Given task :: Lines containing the string "React" are to be counted. Write only how many there are.

Stored data ::
* start *
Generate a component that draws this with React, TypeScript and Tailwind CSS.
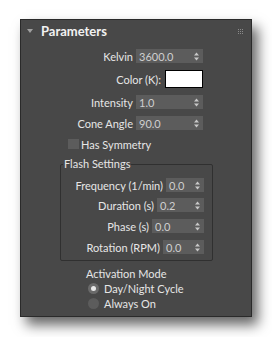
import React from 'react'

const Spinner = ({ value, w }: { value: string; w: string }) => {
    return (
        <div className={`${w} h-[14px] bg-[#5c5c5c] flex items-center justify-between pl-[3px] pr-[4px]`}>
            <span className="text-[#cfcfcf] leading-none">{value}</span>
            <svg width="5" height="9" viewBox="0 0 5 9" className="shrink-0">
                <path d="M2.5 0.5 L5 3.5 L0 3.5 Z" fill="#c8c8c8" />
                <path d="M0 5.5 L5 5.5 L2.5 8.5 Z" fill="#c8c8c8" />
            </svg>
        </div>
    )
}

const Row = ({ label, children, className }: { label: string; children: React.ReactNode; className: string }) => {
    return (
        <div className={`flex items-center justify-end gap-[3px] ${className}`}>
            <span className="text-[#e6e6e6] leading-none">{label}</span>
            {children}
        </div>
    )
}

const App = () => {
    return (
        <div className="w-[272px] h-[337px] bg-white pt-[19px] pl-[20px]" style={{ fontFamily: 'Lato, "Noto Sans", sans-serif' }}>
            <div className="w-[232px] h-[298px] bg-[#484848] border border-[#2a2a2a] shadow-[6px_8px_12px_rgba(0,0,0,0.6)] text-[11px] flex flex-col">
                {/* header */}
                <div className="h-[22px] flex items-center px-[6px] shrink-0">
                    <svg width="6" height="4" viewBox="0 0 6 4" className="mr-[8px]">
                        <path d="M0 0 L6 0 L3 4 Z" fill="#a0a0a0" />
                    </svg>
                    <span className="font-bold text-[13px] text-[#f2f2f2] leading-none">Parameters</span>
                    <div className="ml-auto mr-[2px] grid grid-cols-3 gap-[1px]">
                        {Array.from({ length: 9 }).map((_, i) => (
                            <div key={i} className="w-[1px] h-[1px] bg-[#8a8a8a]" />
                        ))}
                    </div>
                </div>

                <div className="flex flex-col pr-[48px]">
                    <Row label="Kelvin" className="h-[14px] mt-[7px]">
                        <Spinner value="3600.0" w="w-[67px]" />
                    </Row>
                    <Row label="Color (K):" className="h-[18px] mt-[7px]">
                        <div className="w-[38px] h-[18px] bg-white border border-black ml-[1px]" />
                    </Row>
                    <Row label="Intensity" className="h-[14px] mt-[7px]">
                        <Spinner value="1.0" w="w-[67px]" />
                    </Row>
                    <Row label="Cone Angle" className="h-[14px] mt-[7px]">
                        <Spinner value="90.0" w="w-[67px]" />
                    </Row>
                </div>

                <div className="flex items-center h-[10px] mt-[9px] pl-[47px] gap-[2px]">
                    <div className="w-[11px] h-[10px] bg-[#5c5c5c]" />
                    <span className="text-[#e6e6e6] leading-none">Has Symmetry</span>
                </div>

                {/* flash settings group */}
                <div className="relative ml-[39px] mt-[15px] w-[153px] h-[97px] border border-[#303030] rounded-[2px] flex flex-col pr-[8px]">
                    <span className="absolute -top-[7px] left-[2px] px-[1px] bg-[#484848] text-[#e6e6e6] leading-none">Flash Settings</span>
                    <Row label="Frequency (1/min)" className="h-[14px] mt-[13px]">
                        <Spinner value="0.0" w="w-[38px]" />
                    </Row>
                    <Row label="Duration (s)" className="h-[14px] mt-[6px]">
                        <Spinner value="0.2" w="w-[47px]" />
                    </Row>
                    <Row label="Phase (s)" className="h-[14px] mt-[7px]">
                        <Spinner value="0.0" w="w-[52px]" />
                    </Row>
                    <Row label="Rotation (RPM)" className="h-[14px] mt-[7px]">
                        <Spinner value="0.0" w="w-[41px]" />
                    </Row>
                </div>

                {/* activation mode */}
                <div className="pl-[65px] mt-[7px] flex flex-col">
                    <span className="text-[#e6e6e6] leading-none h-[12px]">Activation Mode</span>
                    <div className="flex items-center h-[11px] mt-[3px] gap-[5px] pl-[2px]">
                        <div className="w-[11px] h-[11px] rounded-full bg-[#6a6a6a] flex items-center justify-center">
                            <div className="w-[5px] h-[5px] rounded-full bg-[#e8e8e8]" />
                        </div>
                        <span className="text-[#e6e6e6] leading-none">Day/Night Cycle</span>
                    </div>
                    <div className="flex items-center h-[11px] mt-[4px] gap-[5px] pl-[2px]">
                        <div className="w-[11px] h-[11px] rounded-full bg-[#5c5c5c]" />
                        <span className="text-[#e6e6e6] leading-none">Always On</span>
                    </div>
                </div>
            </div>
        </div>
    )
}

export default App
* end *
Solution to this problem :: 3